## [Data lines]
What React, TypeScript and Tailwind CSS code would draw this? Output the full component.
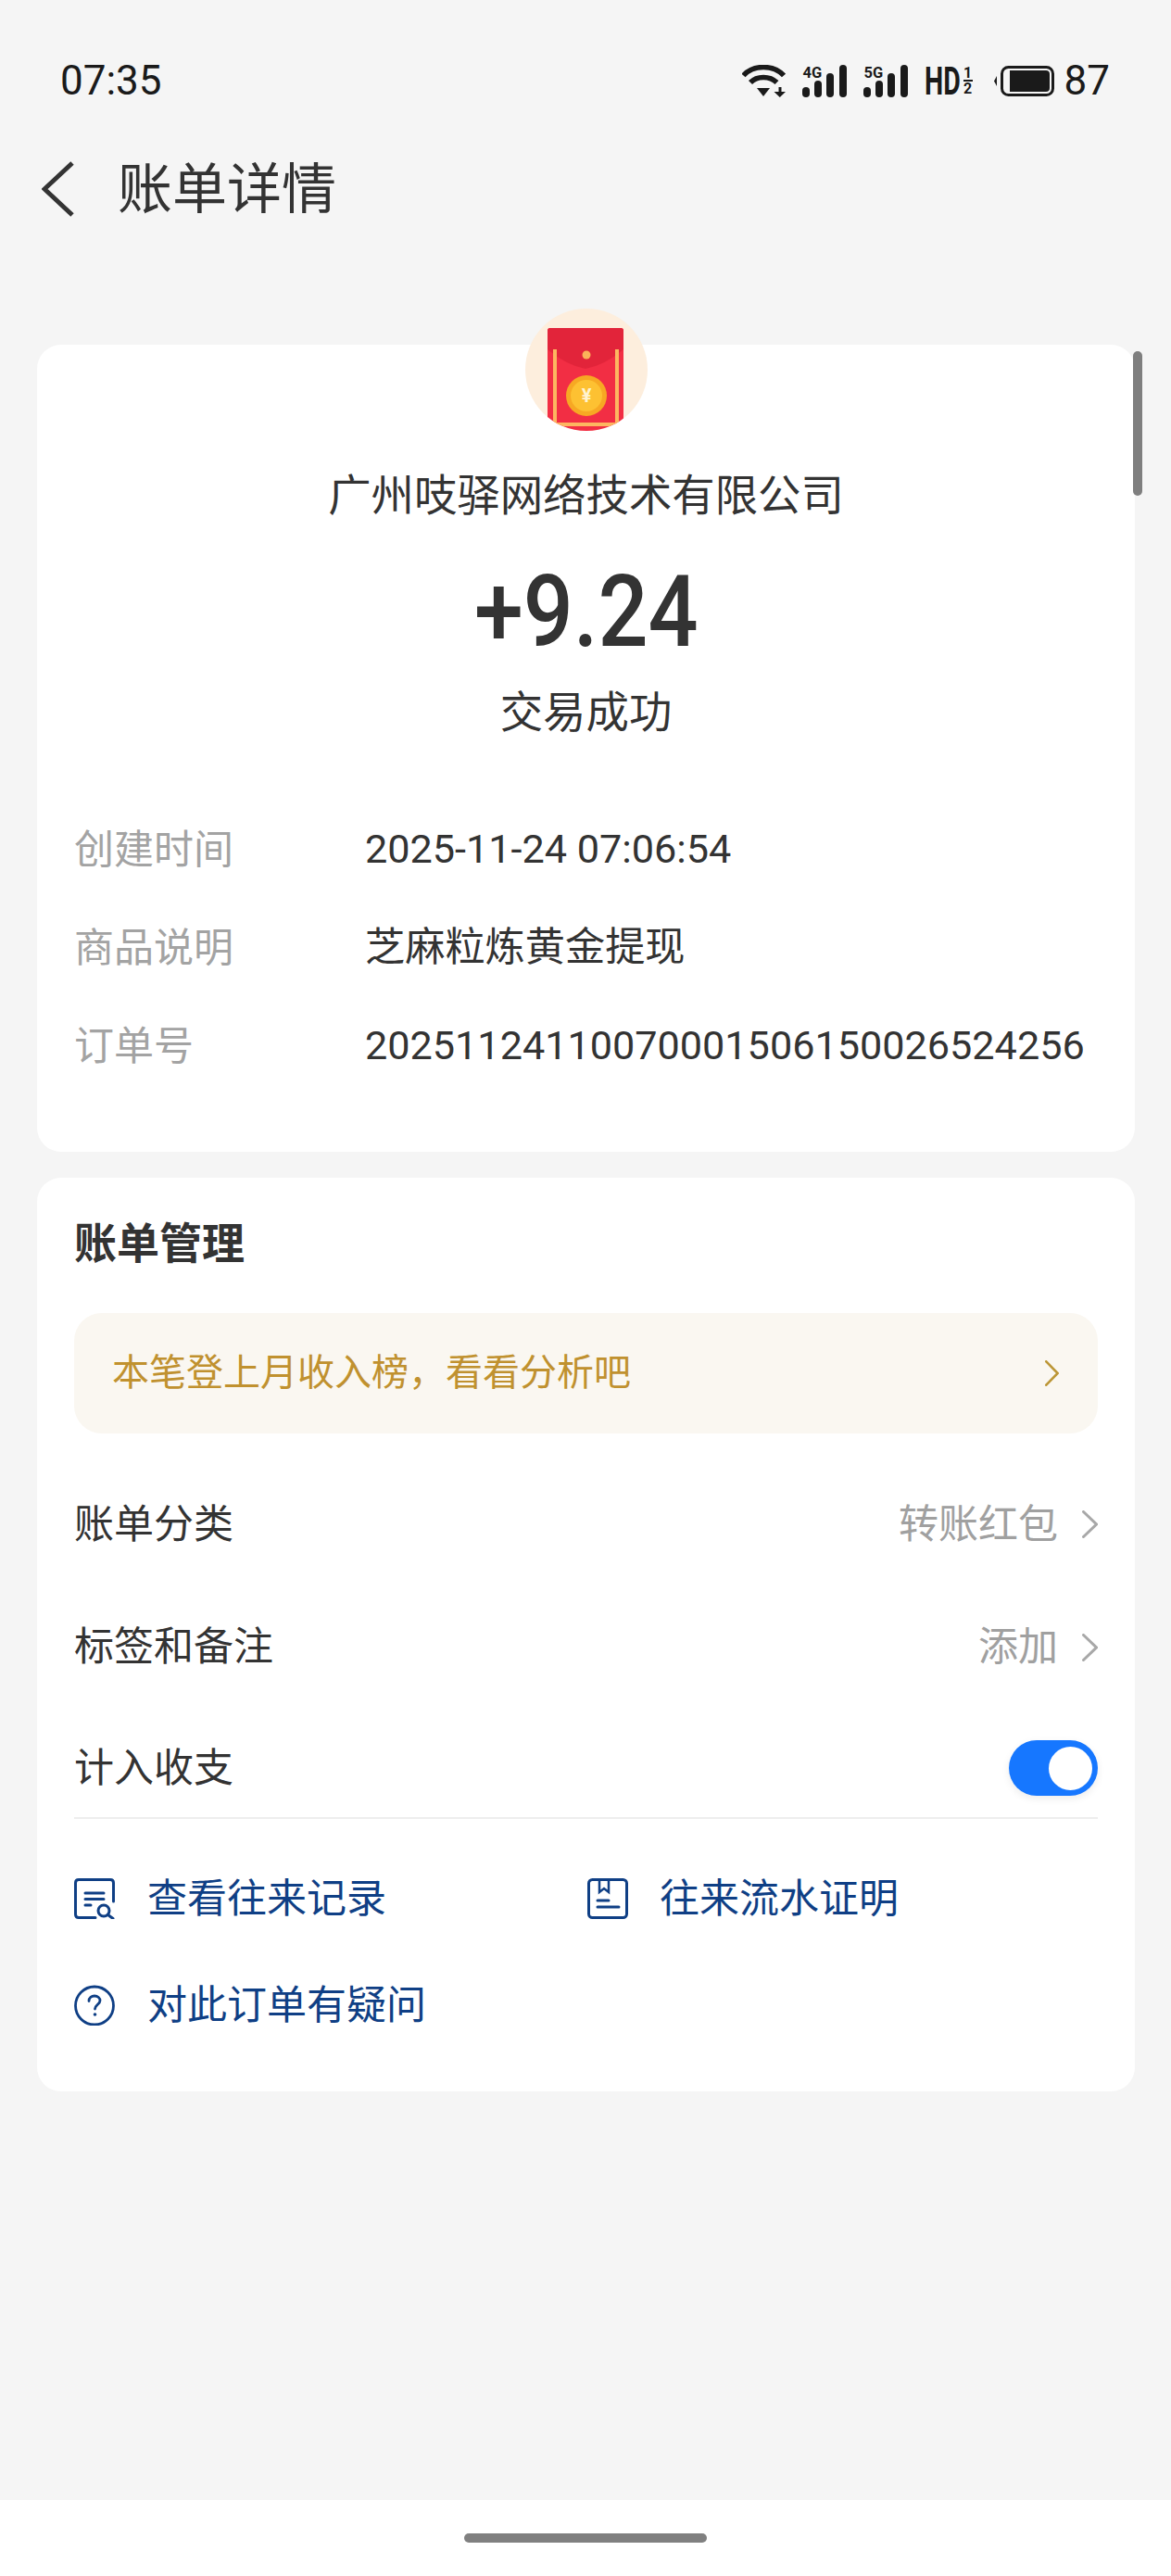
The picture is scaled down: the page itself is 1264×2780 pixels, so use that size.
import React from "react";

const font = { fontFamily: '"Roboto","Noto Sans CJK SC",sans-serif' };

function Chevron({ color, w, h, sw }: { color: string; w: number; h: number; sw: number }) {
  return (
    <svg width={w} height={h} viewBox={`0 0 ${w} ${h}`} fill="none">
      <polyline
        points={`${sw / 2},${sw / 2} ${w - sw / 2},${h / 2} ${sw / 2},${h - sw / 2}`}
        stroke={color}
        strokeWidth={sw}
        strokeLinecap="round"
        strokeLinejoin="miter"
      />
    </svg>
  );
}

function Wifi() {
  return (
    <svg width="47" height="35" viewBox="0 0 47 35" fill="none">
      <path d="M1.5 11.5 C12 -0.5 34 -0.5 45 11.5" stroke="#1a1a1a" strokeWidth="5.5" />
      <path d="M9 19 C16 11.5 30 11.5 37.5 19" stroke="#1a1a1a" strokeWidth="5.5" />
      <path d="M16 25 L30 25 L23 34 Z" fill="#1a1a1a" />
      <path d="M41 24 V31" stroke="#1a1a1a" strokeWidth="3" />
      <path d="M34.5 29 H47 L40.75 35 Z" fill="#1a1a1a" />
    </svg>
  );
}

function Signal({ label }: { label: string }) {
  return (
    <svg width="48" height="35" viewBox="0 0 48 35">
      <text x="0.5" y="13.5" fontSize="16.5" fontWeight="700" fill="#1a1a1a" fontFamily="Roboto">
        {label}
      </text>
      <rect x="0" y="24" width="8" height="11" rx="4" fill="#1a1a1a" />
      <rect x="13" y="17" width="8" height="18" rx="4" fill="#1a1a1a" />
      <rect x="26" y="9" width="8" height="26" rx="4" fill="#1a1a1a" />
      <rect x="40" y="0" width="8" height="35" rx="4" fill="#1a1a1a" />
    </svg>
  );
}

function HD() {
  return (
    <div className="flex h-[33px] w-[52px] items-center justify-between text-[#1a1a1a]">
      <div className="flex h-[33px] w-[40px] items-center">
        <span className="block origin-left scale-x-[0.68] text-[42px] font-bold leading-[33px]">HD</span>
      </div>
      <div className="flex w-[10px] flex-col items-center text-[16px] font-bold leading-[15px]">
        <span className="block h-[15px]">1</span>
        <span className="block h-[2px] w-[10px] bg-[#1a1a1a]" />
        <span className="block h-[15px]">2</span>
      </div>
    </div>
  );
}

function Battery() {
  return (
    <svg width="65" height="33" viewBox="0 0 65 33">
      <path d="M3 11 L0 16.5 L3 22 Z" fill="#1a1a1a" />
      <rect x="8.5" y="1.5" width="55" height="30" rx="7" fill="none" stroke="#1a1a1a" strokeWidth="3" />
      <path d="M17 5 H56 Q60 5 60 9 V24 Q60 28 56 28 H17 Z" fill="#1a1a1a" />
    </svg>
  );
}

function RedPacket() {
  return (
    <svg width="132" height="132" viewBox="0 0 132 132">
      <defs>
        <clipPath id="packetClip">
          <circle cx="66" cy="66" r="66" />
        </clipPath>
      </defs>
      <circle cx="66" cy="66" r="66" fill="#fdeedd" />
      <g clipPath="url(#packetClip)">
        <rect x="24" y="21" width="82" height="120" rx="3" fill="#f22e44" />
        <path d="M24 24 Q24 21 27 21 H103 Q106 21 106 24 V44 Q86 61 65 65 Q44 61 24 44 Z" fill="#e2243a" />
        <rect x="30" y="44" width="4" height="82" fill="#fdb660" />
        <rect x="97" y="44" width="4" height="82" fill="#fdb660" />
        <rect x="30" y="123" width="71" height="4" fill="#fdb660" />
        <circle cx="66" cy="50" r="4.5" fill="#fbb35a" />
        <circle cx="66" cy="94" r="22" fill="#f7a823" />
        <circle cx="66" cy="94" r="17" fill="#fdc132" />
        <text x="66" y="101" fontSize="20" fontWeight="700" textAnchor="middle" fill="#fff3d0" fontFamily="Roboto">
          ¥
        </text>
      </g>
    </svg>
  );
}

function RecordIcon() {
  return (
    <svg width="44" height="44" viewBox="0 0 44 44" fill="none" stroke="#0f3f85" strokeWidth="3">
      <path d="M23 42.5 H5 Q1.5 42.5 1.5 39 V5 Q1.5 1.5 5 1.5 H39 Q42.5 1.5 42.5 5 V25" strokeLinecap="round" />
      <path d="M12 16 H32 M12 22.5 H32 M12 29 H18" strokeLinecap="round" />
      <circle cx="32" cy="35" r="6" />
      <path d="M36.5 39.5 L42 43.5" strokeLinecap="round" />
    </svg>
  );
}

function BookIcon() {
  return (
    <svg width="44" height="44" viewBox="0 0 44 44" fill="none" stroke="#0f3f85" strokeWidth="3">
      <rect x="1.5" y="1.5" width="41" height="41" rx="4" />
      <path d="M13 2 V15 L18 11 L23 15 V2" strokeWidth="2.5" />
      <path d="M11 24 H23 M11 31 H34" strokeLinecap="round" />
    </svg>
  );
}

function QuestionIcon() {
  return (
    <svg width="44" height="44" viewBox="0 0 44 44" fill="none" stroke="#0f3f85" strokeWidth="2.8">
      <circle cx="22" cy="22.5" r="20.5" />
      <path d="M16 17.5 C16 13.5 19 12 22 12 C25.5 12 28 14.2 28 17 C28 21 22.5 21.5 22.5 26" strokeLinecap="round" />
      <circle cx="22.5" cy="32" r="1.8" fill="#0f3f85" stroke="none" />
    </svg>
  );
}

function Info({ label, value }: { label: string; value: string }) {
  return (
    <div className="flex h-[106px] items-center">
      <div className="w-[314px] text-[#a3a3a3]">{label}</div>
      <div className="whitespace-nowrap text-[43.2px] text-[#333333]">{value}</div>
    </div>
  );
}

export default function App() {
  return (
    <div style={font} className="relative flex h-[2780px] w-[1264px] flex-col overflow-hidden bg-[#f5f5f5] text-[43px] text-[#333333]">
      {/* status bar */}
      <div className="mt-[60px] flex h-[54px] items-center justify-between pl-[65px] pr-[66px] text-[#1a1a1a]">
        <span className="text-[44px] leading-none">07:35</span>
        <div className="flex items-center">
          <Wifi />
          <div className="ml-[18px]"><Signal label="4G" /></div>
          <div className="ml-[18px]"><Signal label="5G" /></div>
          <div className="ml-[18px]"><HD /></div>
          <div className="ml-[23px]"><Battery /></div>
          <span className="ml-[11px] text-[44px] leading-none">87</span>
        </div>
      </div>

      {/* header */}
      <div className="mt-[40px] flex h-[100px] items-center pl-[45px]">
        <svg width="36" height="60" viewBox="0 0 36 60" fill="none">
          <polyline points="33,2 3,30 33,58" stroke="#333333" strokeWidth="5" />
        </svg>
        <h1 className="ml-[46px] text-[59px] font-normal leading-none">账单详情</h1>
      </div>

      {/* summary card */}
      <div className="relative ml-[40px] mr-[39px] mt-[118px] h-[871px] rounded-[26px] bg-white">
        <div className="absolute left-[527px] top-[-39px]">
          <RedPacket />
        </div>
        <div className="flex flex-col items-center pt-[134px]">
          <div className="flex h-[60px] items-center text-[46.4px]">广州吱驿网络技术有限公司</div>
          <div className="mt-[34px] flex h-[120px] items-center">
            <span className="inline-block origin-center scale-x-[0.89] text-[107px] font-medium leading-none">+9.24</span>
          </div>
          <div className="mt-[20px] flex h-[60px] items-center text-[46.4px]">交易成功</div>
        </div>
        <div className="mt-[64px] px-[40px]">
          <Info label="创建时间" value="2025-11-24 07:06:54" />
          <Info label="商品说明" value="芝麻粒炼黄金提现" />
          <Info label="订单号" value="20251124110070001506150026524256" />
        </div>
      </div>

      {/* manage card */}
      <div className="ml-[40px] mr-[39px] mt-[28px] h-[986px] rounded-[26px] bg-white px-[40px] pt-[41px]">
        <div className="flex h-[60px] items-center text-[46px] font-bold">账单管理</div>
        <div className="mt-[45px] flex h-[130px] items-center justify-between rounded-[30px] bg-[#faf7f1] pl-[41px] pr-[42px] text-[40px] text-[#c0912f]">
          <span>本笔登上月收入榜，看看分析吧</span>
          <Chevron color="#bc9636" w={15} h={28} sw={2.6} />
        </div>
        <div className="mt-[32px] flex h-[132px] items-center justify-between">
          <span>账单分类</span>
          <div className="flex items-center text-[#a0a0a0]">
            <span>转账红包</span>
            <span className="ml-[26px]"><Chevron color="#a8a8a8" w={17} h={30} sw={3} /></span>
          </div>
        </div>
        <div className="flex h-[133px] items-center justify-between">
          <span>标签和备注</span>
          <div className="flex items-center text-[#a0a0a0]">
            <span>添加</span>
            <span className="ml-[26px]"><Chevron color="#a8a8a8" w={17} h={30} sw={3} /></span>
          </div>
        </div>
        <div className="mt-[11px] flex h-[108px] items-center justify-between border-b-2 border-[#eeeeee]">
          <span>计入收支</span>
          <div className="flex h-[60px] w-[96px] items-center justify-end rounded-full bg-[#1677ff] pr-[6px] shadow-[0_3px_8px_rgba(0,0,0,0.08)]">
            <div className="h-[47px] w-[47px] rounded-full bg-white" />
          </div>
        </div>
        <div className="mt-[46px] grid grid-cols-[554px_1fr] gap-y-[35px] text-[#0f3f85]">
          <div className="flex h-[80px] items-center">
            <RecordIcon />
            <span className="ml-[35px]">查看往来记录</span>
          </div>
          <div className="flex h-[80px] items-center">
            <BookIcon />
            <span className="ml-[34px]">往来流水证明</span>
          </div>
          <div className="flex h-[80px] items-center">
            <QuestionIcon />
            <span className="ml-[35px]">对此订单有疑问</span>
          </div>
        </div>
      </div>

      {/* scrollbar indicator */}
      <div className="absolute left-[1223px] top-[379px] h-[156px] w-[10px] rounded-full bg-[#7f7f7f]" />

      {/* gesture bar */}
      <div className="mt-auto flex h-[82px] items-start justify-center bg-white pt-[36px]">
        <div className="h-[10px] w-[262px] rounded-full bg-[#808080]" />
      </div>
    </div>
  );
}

## [Stated problem]
Using the listing above, gather each line that holds the string "full" and copy it.

## [Final result]
What React, TypeScript and Tailwind CSS code would draw this? Output the full component.
          <div className="flex h-[60px] w-[96px] items-center justify-end rounded-full bg-[#1677ff] pr-[6px] shadow-[0_3px_8px_rgba(0,0,0,0.08)]">
            <div className="h-[47px] w-[47px] rounded-full bg-white" />
      <div className="absolute left-[1223px] top-[379px] h-[156px] w-[10px] rounded-full bg-[#7f7f7f]" />
        <div className="h-[10px] w-[262px] rounded-full bg-[#808080]" />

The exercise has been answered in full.